Lower courts had temporarily blocked West Virginia from enforcing the law against Pepper-Jackson, whose lawsuit against the sports ban asked that the state be prohibited from enforcing it against her, instead of declaring it totally invalid. The federal judge who initially blocked the law in 2021 reversed course last year and sided with state officials.
As the yearslong litigation played out, West Virginia last year asked the US Supreme Court to let it enforce the law while the lower courts considered the case, but the justices, in an unsigned order, declined. Conservative Justices Clarence Thomas and Samuel Alito said they would have granted the request.
Joshua Block, an attorney for the American Civil Liberties Union who represents Pepper-Jackson, said in a statement Tuesday that the appeals court ruling “is a tremendous victory for our client, transgender West Virginians, and the freedom of all youth to play as who they are.”

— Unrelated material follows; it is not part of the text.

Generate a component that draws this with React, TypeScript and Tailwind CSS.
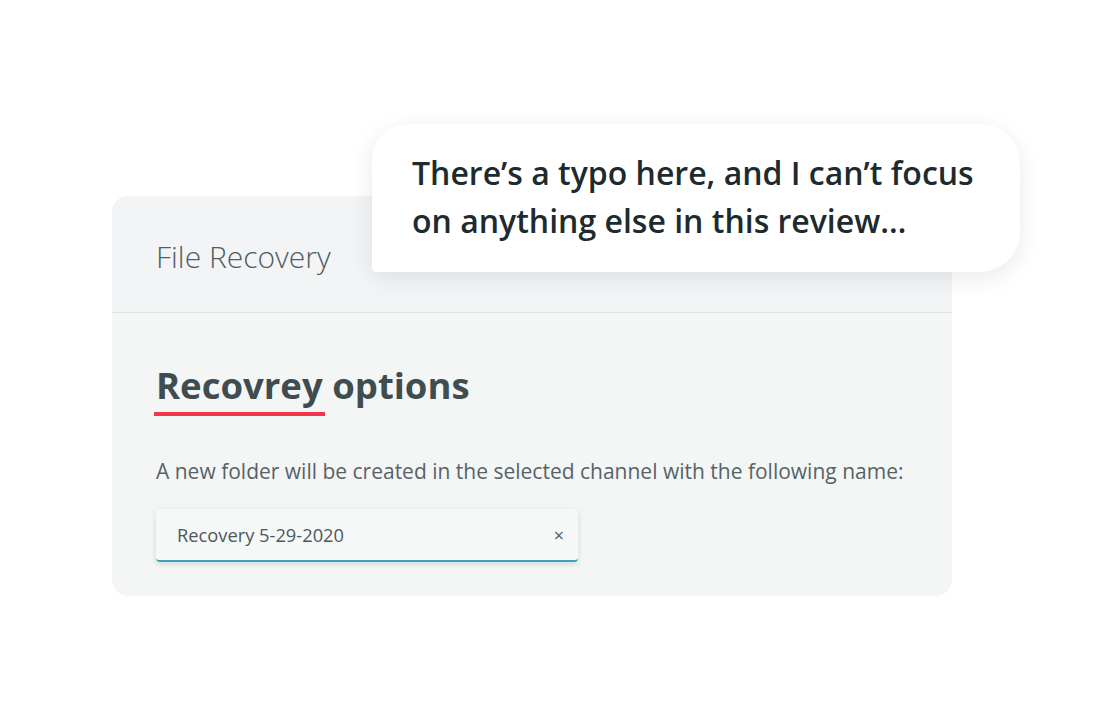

“It also continues a string of federal courts ruling against bans on the participation of transgender athletes and in favor of their equal participation as the gender they know themselves to be,” Block said.
West Virginia Attorney General Patrick Morrisey, a Republican, said he stands by the law and that the state “will use every available tool to defend it.”
“I am deeply disappointed in the court’s divided decision today,” he said in a statement, going on to argue that the law “is ‘constitutionally permissible’ and the law complies with Title IX.”